§ **Exercise requirements**
Retype, word for word, the lines between the ones holding "Generate a component" and "import React from", inclusive; pictures stay out of the copy.

§ **Input**
• • • • •

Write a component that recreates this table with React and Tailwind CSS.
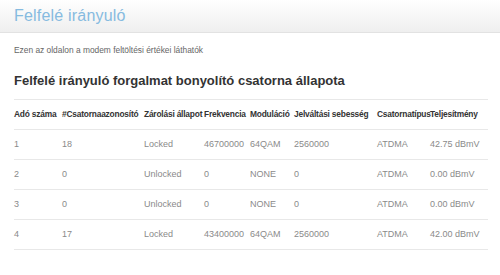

• • • • •

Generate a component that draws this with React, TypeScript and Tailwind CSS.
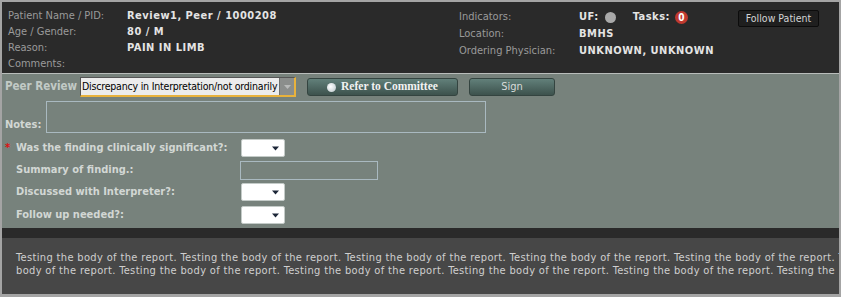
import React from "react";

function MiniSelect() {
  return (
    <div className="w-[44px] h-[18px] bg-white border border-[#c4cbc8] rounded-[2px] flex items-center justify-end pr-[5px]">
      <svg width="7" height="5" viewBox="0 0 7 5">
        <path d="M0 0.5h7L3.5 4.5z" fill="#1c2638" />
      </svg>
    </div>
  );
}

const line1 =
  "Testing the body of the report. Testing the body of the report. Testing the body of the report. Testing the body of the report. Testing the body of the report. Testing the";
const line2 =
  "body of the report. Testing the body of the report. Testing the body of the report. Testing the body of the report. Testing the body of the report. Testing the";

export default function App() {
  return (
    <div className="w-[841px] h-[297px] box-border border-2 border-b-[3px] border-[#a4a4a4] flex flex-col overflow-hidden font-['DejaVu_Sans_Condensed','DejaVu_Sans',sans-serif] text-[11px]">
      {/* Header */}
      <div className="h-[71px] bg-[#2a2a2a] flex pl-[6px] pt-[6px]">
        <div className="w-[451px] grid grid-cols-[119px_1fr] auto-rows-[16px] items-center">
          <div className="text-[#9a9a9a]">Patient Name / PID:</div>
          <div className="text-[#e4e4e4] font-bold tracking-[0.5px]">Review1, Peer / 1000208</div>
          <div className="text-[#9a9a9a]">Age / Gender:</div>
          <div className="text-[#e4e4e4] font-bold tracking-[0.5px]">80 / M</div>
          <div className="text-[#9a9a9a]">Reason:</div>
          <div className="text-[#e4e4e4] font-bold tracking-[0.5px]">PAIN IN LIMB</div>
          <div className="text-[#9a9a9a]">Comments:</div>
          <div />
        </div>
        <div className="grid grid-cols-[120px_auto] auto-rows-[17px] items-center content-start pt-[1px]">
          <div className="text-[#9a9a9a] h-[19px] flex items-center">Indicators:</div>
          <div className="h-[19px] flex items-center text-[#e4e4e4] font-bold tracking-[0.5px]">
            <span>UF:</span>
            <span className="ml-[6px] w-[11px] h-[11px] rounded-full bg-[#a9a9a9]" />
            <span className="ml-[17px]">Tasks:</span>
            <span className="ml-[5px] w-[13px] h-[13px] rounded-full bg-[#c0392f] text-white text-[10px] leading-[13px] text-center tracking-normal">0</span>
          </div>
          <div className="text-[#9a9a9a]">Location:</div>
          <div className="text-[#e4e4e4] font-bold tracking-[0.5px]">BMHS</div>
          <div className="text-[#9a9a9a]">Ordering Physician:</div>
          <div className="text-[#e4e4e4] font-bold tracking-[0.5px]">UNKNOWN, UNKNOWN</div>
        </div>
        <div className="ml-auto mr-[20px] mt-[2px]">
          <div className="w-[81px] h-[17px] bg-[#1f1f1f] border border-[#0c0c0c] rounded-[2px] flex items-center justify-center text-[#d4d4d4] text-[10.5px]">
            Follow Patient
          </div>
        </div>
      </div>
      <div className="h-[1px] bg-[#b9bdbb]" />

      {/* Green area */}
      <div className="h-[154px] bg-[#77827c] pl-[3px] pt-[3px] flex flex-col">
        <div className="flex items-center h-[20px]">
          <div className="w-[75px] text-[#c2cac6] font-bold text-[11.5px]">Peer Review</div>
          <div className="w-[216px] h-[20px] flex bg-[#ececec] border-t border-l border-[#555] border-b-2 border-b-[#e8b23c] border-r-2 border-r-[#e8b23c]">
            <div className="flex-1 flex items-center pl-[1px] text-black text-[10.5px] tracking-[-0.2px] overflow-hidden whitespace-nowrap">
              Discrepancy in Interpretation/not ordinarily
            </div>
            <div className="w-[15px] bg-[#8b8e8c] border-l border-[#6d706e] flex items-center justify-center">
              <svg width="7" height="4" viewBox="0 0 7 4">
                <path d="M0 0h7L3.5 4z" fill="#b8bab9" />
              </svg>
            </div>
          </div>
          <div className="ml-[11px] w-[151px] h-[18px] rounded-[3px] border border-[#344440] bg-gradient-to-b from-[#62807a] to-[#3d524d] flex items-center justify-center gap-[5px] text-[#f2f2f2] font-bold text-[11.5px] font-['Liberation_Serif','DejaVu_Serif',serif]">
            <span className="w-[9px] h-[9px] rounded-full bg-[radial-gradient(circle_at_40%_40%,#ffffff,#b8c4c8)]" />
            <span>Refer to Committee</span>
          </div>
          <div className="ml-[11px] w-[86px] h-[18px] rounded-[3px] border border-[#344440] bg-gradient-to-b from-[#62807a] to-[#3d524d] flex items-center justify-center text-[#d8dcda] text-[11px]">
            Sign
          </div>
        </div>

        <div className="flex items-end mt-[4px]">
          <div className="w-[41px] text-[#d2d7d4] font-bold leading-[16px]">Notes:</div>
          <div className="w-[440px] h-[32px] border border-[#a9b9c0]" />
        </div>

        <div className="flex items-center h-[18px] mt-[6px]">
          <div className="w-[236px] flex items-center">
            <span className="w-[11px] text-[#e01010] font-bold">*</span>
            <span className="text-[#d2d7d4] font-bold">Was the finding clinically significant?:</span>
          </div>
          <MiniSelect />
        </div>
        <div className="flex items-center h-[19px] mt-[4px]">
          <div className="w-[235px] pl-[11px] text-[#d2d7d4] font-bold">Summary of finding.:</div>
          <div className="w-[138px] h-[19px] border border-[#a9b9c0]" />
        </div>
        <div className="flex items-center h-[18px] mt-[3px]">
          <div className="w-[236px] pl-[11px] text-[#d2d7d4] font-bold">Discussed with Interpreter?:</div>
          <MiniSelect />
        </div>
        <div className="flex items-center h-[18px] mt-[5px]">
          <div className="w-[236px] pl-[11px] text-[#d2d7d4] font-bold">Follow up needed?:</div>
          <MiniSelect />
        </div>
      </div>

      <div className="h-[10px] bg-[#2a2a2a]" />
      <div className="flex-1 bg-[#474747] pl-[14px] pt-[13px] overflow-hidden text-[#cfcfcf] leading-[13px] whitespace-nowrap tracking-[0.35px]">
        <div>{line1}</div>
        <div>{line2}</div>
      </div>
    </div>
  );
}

• • • • •

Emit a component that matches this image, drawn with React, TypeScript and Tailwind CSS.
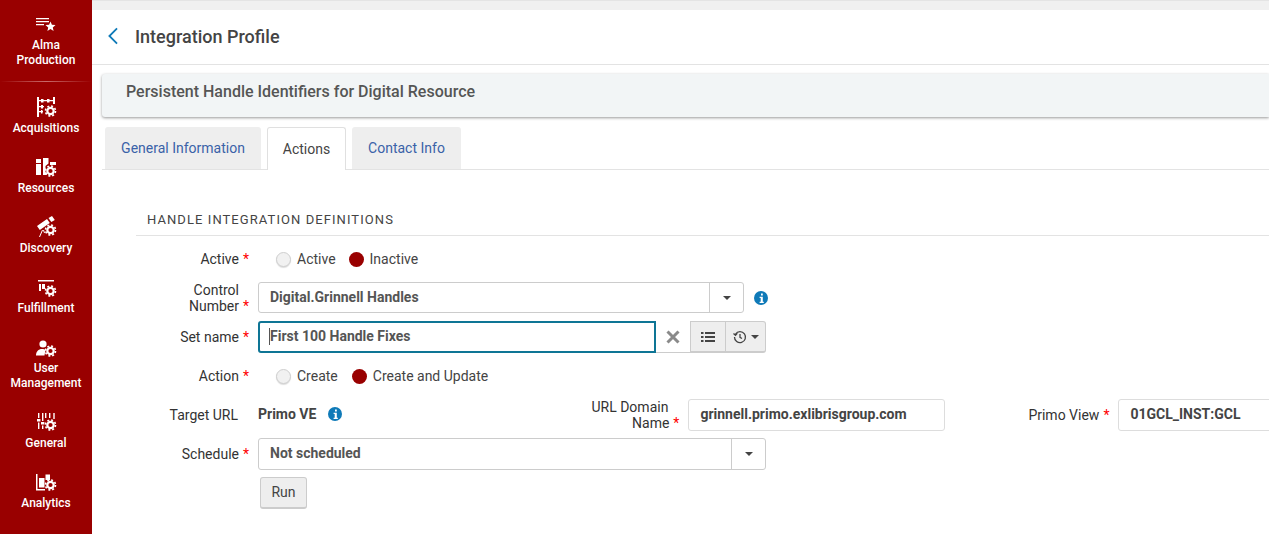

• • • • •

§ **Completed task**
Generate a component that draws this with React, TypeScript and Tailwind CSS.
import React from "react";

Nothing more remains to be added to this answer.